* START Data extract *
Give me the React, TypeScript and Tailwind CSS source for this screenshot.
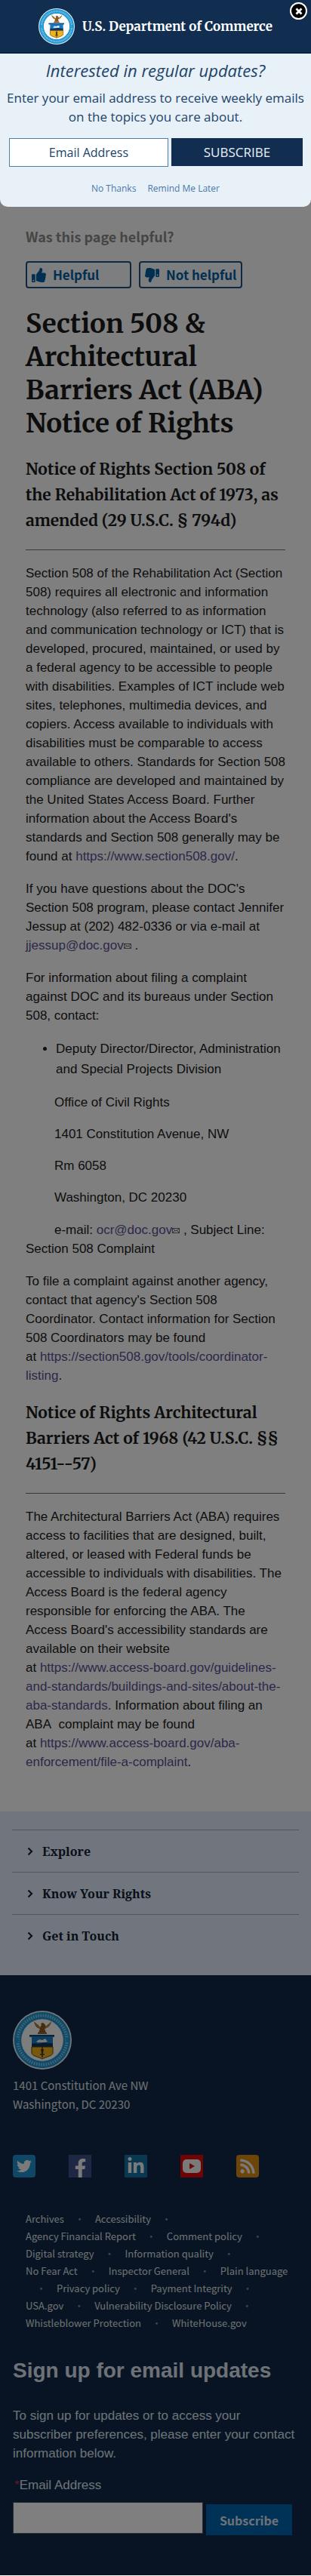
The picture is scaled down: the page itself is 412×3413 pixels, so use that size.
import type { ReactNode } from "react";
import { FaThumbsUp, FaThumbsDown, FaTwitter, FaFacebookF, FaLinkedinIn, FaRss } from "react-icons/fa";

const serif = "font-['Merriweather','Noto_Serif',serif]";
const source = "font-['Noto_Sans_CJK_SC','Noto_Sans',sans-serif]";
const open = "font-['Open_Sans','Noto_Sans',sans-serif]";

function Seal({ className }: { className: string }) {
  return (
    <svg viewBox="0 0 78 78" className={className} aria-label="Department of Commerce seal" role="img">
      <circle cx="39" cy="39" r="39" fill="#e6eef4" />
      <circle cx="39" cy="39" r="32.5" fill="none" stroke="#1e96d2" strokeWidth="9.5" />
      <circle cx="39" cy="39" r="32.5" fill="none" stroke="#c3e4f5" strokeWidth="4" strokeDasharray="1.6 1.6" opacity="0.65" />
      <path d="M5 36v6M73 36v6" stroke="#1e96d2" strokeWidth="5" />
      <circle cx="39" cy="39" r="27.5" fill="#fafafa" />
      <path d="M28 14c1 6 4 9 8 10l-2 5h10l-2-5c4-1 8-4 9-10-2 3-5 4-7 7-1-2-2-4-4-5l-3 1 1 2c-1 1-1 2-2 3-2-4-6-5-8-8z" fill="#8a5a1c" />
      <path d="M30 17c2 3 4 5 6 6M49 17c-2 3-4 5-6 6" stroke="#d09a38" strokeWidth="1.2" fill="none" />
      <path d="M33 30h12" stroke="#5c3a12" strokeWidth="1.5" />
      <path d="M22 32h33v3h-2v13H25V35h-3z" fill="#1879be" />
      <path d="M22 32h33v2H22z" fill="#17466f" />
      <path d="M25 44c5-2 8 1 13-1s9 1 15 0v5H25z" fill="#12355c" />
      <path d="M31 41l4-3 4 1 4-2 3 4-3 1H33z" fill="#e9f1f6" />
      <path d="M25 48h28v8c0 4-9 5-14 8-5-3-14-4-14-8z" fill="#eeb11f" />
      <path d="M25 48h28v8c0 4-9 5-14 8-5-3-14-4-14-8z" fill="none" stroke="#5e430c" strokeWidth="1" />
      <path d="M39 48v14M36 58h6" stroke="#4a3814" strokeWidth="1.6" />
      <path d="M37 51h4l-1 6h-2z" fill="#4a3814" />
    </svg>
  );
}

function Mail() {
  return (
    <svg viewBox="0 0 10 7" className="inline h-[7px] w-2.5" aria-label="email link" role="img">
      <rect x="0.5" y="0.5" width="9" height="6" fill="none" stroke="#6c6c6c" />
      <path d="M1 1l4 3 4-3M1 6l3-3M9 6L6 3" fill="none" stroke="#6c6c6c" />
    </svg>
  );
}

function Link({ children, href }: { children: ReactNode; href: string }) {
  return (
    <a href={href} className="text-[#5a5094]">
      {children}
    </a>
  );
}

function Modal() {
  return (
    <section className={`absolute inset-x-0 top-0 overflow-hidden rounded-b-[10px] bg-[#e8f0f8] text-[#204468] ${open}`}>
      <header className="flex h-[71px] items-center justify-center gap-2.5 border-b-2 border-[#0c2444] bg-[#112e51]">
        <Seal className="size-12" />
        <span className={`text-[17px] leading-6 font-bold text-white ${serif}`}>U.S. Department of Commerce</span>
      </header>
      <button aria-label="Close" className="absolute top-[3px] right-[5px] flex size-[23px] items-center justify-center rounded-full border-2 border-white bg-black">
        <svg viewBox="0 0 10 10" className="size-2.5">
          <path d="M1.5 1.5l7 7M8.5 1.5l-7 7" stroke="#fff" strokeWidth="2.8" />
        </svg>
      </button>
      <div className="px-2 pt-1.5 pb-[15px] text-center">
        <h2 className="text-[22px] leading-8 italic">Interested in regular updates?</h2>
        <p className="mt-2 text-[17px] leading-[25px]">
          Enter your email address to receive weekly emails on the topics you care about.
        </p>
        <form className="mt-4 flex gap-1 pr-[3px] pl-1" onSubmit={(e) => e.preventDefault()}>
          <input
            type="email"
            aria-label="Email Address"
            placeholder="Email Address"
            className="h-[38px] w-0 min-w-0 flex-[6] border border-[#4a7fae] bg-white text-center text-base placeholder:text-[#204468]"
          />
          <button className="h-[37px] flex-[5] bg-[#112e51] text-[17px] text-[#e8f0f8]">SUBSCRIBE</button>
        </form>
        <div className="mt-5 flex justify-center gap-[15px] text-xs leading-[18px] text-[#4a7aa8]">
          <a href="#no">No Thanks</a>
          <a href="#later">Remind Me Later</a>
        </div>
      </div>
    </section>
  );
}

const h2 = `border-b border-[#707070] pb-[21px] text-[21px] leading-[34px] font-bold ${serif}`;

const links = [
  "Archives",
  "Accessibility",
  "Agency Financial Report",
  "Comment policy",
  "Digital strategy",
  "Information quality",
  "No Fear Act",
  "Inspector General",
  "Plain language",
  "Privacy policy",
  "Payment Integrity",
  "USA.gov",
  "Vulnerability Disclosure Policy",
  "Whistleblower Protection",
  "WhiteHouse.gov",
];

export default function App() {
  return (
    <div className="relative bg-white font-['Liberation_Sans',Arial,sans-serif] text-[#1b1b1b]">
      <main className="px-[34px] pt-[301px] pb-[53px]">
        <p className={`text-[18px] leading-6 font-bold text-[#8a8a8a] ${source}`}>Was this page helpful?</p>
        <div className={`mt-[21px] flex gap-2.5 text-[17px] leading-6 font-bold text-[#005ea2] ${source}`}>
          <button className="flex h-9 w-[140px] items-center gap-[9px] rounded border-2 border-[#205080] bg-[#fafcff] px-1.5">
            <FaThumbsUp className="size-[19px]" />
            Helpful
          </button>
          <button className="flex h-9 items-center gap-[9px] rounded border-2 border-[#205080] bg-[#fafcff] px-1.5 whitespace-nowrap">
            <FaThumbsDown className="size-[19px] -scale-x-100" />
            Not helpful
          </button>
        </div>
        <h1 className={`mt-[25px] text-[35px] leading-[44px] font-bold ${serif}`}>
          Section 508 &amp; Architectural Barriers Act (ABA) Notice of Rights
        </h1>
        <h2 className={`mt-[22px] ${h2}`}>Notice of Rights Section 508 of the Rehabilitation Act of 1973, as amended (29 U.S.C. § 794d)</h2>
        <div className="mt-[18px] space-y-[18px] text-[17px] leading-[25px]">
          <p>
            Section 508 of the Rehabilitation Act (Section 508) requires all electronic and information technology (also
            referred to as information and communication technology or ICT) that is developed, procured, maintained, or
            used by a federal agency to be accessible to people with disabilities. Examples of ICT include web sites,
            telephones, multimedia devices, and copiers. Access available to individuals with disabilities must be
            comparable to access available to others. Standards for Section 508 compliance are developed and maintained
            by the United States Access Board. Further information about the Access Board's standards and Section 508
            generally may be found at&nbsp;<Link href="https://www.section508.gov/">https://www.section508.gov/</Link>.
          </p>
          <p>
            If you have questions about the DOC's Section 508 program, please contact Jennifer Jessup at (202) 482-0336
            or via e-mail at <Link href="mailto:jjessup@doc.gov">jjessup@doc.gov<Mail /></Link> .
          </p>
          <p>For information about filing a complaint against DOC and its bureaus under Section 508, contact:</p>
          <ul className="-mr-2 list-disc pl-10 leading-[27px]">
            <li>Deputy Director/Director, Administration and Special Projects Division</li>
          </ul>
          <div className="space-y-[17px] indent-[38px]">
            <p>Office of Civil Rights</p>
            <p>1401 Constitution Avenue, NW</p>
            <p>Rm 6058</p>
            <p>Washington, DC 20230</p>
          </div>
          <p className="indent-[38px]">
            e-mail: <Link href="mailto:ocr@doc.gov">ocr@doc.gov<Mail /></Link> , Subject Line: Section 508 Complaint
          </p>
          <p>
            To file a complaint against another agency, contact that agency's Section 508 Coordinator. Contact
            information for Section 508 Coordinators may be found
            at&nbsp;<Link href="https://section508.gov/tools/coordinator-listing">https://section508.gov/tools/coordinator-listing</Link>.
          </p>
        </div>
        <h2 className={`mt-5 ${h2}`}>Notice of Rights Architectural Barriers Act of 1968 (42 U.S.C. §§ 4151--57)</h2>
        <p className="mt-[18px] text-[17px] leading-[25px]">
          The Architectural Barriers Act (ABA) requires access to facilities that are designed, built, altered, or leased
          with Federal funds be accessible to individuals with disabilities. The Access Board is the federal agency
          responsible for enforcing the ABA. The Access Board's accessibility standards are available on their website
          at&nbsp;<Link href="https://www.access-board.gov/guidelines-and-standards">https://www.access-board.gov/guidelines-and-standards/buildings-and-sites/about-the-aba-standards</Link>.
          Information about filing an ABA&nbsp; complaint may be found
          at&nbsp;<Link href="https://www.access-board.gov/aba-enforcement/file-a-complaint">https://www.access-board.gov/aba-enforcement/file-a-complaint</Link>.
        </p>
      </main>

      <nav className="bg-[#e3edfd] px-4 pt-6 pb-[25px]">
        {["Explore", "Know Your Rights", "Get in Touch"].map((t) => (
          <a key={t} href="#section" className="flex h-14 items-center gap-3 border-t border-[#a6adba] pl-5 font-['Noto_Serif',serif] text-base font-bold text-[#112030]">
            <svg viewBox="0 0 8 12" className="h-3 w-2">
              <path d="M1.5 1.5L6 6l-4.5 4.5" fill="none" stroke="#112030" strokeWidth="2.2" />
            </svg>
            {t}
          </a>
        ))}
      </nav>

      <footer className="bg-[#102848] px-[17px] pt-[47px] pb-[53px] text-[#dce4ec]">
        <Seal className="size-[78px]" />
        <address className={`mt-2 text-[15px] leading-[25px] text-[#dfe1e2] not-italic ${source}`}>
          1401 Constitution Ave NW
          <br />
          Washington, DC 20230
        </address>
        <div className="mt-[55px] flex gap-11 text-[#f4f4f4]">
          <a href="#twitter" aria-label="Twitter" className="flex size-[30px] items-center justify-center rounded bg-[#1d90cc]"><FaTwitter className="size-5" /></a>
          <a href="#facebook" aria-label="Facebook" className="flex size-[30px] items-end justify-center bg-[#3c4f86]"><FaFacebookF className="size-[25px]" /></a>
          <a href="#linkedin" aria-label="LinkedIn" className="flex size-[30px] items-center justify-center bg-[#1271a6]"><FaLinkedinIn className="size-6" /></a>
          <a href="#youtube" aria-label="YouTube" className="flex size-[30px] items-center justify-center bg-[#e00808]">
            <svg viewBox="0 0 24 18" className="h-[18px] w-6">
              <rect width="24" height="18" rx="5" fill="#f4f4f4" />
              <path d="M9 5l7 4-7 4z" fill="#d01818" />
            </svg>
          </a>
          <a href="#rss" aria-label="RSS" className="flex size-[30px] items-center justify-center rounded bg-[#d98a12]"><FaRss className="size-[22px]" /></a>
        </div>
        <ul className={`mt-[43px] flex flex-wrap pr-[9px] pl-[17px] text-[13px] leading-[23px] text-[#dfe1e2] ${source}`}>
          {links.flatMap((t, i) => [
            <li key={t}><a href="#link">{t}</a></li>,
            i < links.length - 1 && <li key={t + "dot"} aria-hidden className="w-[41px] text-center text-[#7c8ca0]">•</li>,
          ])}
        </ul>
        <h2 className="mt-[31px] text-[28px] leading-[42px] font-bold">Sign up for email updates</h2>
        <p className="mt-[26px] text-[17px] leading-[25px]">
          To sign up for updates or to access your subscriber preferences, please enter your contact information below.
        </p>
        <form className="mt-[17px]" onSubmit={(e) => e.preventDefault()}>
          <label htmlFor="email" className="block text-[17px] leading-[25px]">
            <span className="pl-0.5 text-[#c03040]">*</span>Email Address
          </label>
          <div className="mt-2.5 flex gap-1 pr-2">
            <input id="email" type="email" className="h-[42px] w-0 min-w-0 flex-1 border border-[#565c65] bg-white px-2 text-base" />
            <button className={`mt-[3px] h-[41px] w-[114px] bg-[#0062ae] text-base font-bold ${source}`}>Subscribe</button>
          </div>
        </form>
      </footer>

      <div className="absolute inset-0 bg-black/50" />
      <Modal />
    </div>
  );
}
* END Data extract *
#### Work to complete
Exactly and only the lines from the line with "The picture is" to the line with "FaFacebookF, FaLinkedinIn, FaRss", both included, are to be printed.

#### Solution
The picture is scaled down: the page itself is 412×3413 pixels, so use that size.
import type { ReactNode } from "react";
import { FaThumbsUp, FaThumbsDown, FaTwitter, FaFacebookF, FaLinkedinIn, FaRss } from "react-icons/fa";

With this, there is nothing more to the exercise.